Tomorrow morning at the crack of dawn (by my standards) I am off to the Green Party conference, so as to get there in time for a meeting of the Climate Change Policy working group. We are both united and divided. At five o’clock on Sunday a plenary session of the conference will choose between two versions of our proposed new policy on Climate Change.
We agree that the GPEW (the Green Party of England and Wales) has an outdated policy – back in Kyoto-land – despite the addendum at the last conference supporting the Paris COP21 aspiration to keep global warming as near as might be to 1.5 degrees. We agree that the situation is far more urgent than the GPEW, let alone other parties, let alone the population, seems to realise. The dangers of catastrophic climate change are higher, and the probability of being able to keep global warming down to 2 degrees is lower.
If we continue to emit greenhouse gases at the current rate (and in fact the rates of emissions are still increasing) then we will reach the point of catastrophic change by 2055. But this is rather like falling off a high cliff. You only die when you hit bottom but your death becomes inevitable when you fall. (Our Background Paper)
We disagree about what targets to set. If we are to go with our own support of the 1.5 aspiration, we should set a UK target of zero carbon emissions by 2030 (ZC30). That would make sense as the UK’s share of the globally needed reductions. (However, impossible as this target may seem, it doesn’t even include embedded emissions in our imported food and other goods.)

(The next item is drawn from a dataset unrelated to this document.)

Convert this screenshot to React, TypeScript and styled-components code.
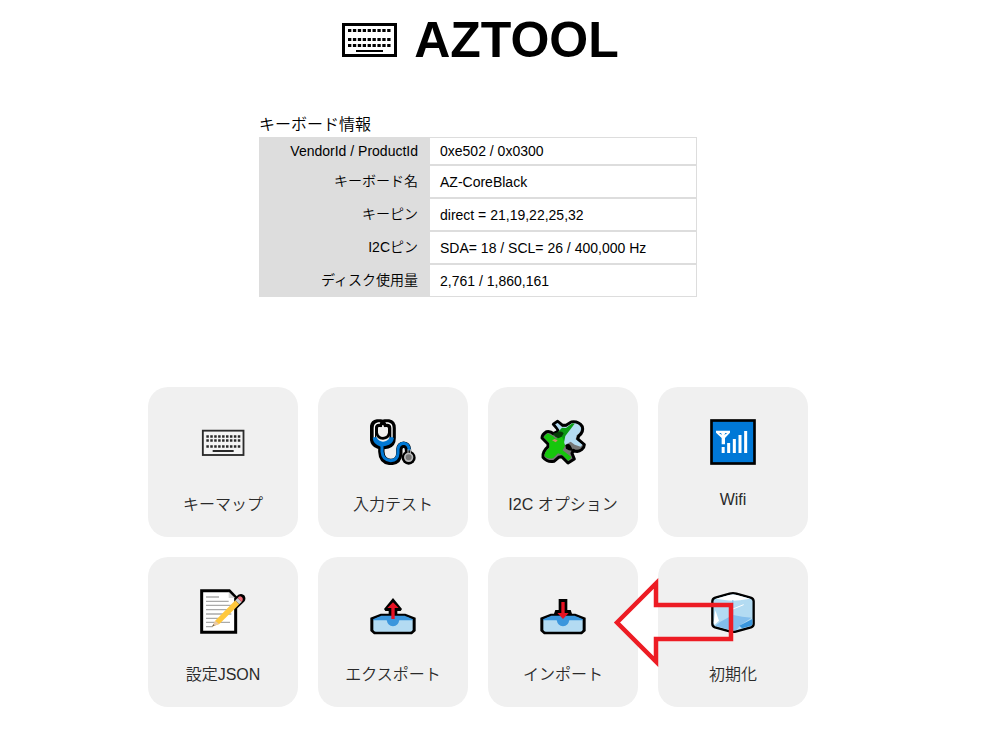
import React from 'react';
import styled, { createGlobalStyle } from 'styled-components';

const GlobalStyle = createGlobalStyle`
  * { box-sizing: border-box; }
  body {
    margin: 0;
    background: #fff;
    color: #000;
    font-family: "Liberation Sans", Arial, "Noto Sans CJK JP", sans-serif;
  }
`;

const Page = styled.main`
  display: flex;
  flex-direction: column;
  align-items: center;
  padding: 8px 28px 48px 0;
`;

const Title = styled.h1`
  display: flex;
  align-items: center;
  gap: 17px;
  margin: 0;
  padding-left: 5px;
  font-size: 50px;
  line-height: 64px;
`;

const Info = styled.section`
  width: 438px;
  max-width: 100%;
  margin: 40px 0 90px;
`;

const InfoTable = styled.table`
  width: 100%;
  border-spacing: 0;
  table-layout: fixed;
  font-size: 14px;
`;

const Caption = styled.caption`
  height: 25px;
  font-size: 16px;
  font-weight: 350;
  line-height: 26px;
  text-align: left;
`;

const InfoRow = styled.tr<{ $compact: boolean }>`
  height: ${({ $compact }) => ($compact ? 28 : 33)}px;
`;

const Name = styled.th<{ $compact: boolean }>`
  width: 170px;
  padding: 0 11px ${({ $compact }) => ($compact ? 0 : 4)}px;
  background: #ddd;
  font-weight: 350;
  text-align: right;
`;

const Value = styled.td`
  padding: 0 10px;
  border: 1px solid #ddd;
`;

const Menu = styled.nav`
  position: relative;
  display: grid;
  grid-template-columns: repeat(4, 150px);
  gap: 20px;
`;

const Card = styled.button`
  display: flex;
  flex-direction: column;
  align-items: center;
  gap: 26px;
  height: 150px;
  padding: 32px 0 0;
  border: 0;
  border-radius: 20px;
  background: #f0f0f0;
  color: #2a2a2a;
  font: inherit;
  font-size: 16px;
  font-weight: 350;
  cursor: pointer;
`;

const Icon = styled.svg`
  display: block;
  flex: none;
  width: 46px;
  height: 46px;
`;

const TitleIcon = styled.svg`
  width: 55px;
  height: 34px;
`;

const Pointer = styled.svg`
  position: absolute;
  top: 190px;
  left: 465px;
  width: 122px;
  height: 92px;
  pointer-events: none;
`;

const KeyboardIcon = () => (
  <Icon viewBox="30 12 138 138" aria-hidden="true">
    <rect x="38.500" y="47" width="122" height="73" fill="#f4f4f4" stroke="#2a2a2a" strokeWidth="5.500" />
    <path d="M49 64.500H151M49 76.500H151M49 94.500H151" stroke="#2a2a2a" strokeWidth="8" strokeDasharray="7.500 4.300" />
    <path d="M68 108H131" stroke="#2a2a2a" strokeWidth="6" />
  </Icon>
);

const StethoscopeIcon = () => (
  <Icon viewBox="30 27 138 138" aria-hidden="true" fill="none" strokeLinecap="round" strokeLinejoin="round">
    <path d="M62 37H52Q39 39 39 54V84Q39 101 53 106L64 109V125Q65 154 92 156Q116 155 118 131V118Q119 105 131 104Q143 105 144 119V128M74 37H86Q98 39 98 54V84Q98 101 84 106L67 109" stroke="#000" strokeWidth="19" />
    <circle cx="146" cy="143" r="21" fill="#000" />
    <path d="M59 39H55Q43 41 43 54V83M78 39H84Q96 41 96 54V83" stroke="#fff" strokeWidth="4" />
    <path d="M43 83V85Q44 99 62 105L66 108V125Q68 150 92 152Q113 150 114 130V118Q116 101 131 100Q146 101 148 121M97 83V85Q95 99 77 103L67 105" stroke="#0078d4" strokeWidth="9" strokeLinecap="butt" />
    <path d="M40 82H50Q56 95 69 95Q83 95 89 82H99Q98 100 69 108Q42 100 40 82Z" fill="#0078d4" />
    <path d="M62 47H55Q50 48 50 55V68Q53 84 69 85Q86 84 88 68V55Q87 48 82 47H75" fill="#f0f0f0" stroke="#000" strokeWidth="8" />
    <path d="M63 42V48M75 42V48" stroke="#000" strokeWidth="7" />
    <circle cx="146" cy="142" r="11.500" fill="#767676" stroke="#bbb" strokeWidth="5" />
    <path d="M144 119V129M151 119V129" stroke="#bbb" strokeWidth="3" />
  </Icon>
);

const PuzzleIcon = () => {
  const piece = 'M70 43L83 34L98 46H108L124 36Q146 33 157 50Q162 66 146 78L143 87L163 104Q163 112 155 119Q144 128 130 121L126 130L133 147L114 159L95 140L86 142L72 154Q52 158 39 142Q36 126 54 110V102L36 84Q36 73 50 65Q62 63 70 71L84 64L82 56Z';
  return (
    <Icon viewBox="30 27 138 138" aria-hidden="true">
      <path d={piece} fill="#767676" stroke="#000" strokeWidth="9" strokeLinejoin="round" />
      <path d="M76 43L83 39L96 51H109L126 40Q146 39 153 53Q155 64 140 76L137 88L157 104L152 110L134 104L122 95L105 105L90 81L89 61Z" fill="#b3dbf2" />
      <path d="M84 66L96 53L108 54L127 40L134 41L106 78L102 98L91 98Z" fill="#0b9b14" />
      <path d="M41 81L53 70L68 78L78 87L94 76L101 91L105 108L98 121L124 141L115 152L96 134L84 130L70 144Q54 149 44 138Q41 128 58 113V100Z" fill="#16c60c" />
      <path d="M66 91L74 87L83 91L77 97Z" fill="#c19066" />
      <path d="M68 72L86 65Q97 63 101 70L95 80L85 85L77 81Z" fill="#063d08" />
      <path d="M106 106Q115 98 121 106L130 122Q118 124 108 116Z" fill="#000" />
    </Icon>
  );
};

const WifiIcon = () => (
  <Icon viewBox="30 27 138 138" aria-hidden="true">
    <rect x="34.500" y="31.500" width="129" height="129" fill="#0078d7" stroke="#000" strokeWidth="8" />
    <path d="M48 62H90V68L75 84V103H65V84L48 68Z" fill="#fff" />
    <path d="M57 69H63L66 75ZM76 69H82L73 75Z" fill="#0078d7" />
    <path d="M69.500 111V129M86 99V129M103 87V129M120 75V129M137 63V129" stroke="#fff" strokeWidth="9" />
  </Icon>
);

const MemoIcon = () => (
  <Icon viewBox="30 27 138 138" aria-hidden="true">
    <path d="M35 32H118L137 52V157H35Z" fill="#fff" stroke="#000" strokeWidth="9" />
    <path d="M116 35V54H135Z" fill="#d5d5d5" />
    <path d="M48 51H87M48 64H116M48 76H124M48 89H124M48 102H124M48 115H90M48 127H120M48 140H68" stroke="#aaa" strokeWidth="4" />
    <path d="M137 55L146 46Q155 41 162 48Q167 56 161 64L141 83Z" fill="#000" stroke="#000" strokeWidth="4" />
    <path d="M66 140L77 121L136 61L148 73L88 132Z" fill="#ffc83d" />
    <path d="M66 140L76 122L87 132Z" fill="#e8c9aa" />
    <path d="M66 140L70 133L74 136Z" fill="#555" />
    <path d="M136 61L143 54L155 66L148 73Z" fill="#ccc" />
    <path d="M143 54Q148 46 155 51Q162 57 155 66Z" fill="#f1707b" />
  </Icon>
);

const TrayIcon = ({ outgoing }: { outgoing?: boolean }) => (
  <Icon viewBox="30 12 138 138" aria-hidden="true">
    <path d={outgoing
      ? 'M99 39L126 72L122 78H112V86H136L167 98V138L156 148H42L31 138V98L62 86H86V78H76L72 72Z'
      : 'M86 42H112V75H122L126 86H136L167 98V138L156 148H42L31 138V98L62 86H72L76 75H86Z'} fill="#000" />
    <path d="M39 103L64 92H134L159 103L156 109H42Z" fill="#3a96dd" />
    <path d="M40 106H158V133Q158 140 151 140H47Q40 140 40 133Z" fill="#b3dbf2" />
    <path d="M40 105H158L142 96H56ZM80 105Q83 122 99 124Q115 122 118 105Z" fill="#3a96dd" />
    {outgoing
      ? <path d="M99 52L116 69H104V102H94V69H82Z" fill="#e81224" />
      : <path d="M94 51H104V84H116L99 102L82 84H94Z" fill="#e81224" />}
  </Icon>
);

const IceIcon = () => (
  <Icon viewBox="330 72 138 138" aria-hidden="true">
    <path d="M389 86Q399 83 409 86L452 98Q461 101 461 109V177Q461 184 453 187L410 199Q399 202 389 199L345 187Q337 184 337 177V109Q337 101 346 98Z" fill="#b3dbf2" stroke="#000" strokeWidth="7" strokeLinejoin="round" />
    <path d="M348 101L388 90Q399 87 410 90L450 101L420 106Q397 109 374 105Z" fill="#fff" />
    <path d="M397 105V151L360 171L346 182L390 195Q400 198 409 195L423 179L455 158Q426 157 400 150V105Z" fill="#83beec" />
    <path d="M418 182L457 162V179L451 183L426 190Z" fill="#3a96dd" />
    <path d="M346 136L357 167L344 179L341 174Z" fill="#fff" />
    <path d="M394 134L431 119" stroke="#fff" strokeWidth="3" />
  </Icon>
);

const details = [
  ['VendorId / ProductId', '0xe502 / 0x0300'],
  ['キーボード名', 'AZ-CoreBlack'],
  ['キーピン', 'direct = 21,19,22,25,32'],
  ['I2Cピン', 'SDA= 18 / SCL= 26 / 400,000 Hz'],
  ['ディスク使用量', '2,761 / 1,860,161'],
];

const actions = [
  { label: 'キーマップ', icon: <KeyboardIcon /> },
  { label: '入力テスト', icon: <StethoscopeIcon /> },
  { label: 'I2C オプション', icon: <PuzzleIcon /> },
  { label: 'Wifi', icon: <WifiIcon /> },
  { label: '設定JSON', icon: <MemoIcon /> },
  { label: 'エクスポート', icon: <TrayIcon outgoing /> },
  { label: 'インポート', icon: <TrayIcon /> },
  { label: '初期化', icon: <IceIcon /> },
];

export default function App() {
  return (
    <>
      <GlobalStyle />
      <Page lang="ja">
        <Title>
          <TitleIcon viewBox="36 39 165 102" aria-hidden="true">
            <rect x="40.500" y="43.500" width="156" height="93" fill="#fff" stroke="#000" strokeWidth="9" />
            <path d="M54 61.500H184M54 88.500H184M54 106.500H184" stroke="#000" strokeWidth="9" strokeDasharray="10 4.700" />
            <path d="M78 123H159" stroke="#000" strokeWidth="6" />
          </TitleIcon>
          AZTOOL
        </Title>
        <Info>
          <InfoTable>
            <Caption>キーボード情報</Caption>
            <tbody>
              {details.map(([name, value], index) => (
                <InfoRow key={name} $compact={index === 0}>
                  <Name scope="row" $compact={index === 0}>{name}</Name>
                  <Value>{value}</Value>
                </InfoRow>
              ))}
            </tbody>
          </InfoTable>
        </Info>
        <Menu>
          {actions.map(({ label, icon }) => (
            <Card key={label} type="button">
              {icon}
              <span>{label}</span>
            </Card>
          ))}
          <Pointer viewBox="0 0 122 92" aria-hidden="true">
            <path d="M4 45.500L43 6.500V84.500Z" fill="#fff" />
            <path d="M4 45.500L43 6.500V28H118V62H43V84.500Z" fill="none" stroke="#ed1c24" strokeWidth="4.500" />
          </Pointer>
        </Menu>
      </Page>
    </>
  );
}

Some of us think we should go with ZC30, because it’s in line with what the science suggests would be needed to reach a target we’ve already accepted, because it makes campaigning sense to go for what is needed, because it’s time the Green Party gave leadership, and said unequivocally that climate change has to become the framework for all political policies. Nothing else makes sense in view of the gravity and urgency of the situation.
Others say this is a technically and practically, as well as politically impossible target. Our lives depend, they say, on an industrial system that in turn depends on fossil fuels and an agricultural system that emits a lot of greenhouse gases. To suddenly stop emitting would be life-threatening. They point out that the authors of Zero Carbon Britain moved their original target date, when it became clear it was unattainable. They say the GPEW will forfeit any claims to leadership if it sets an impossible target, and that our target should be ‘net zero as soon as possible’ – implicitly our existing Party policy, to reduce emissions to 90% from 1990 levels by 2030. (This would require us, in all honesty, to forgo the 1.5 aspiration).
Both targets would require (to differing degrees) the use of NETs (negative emissions technologies) which either take a long time – too long a time – to work, like planting forests, or are expensive and uncertain, like carbon capture and storage.
Up to now I’ve been a supporter of the ZC30 target, although I appreciate the arguments against it. I think that you should try to mobilise all out for what you want and need, because that underlines the reality of the situation, and even if you don’t reach your target you are likely to get nearer to it than if you set a lesser one. I think that we can’t actually know what is possible. That the key factor is political will to unite people against accepting ‘Business as Usual’.
Whichever view is adopted this weekend, the GP policy will be more realistic than any other party’s policy. It will face what needs doing, and why (especially in view of Britain’s historical role in industrialising and colonising) it should be done. It will briefly outline the implications, sector by sector, backed up by a substantive background paper.
And then the next struggle will be to make sure that this policy, whichever it is, makes a difference. We don’t want it to be one of those bleeps that everyone ignores. ‘What’s that silly noise? Oh, thank goodness, it’s finally shut up.’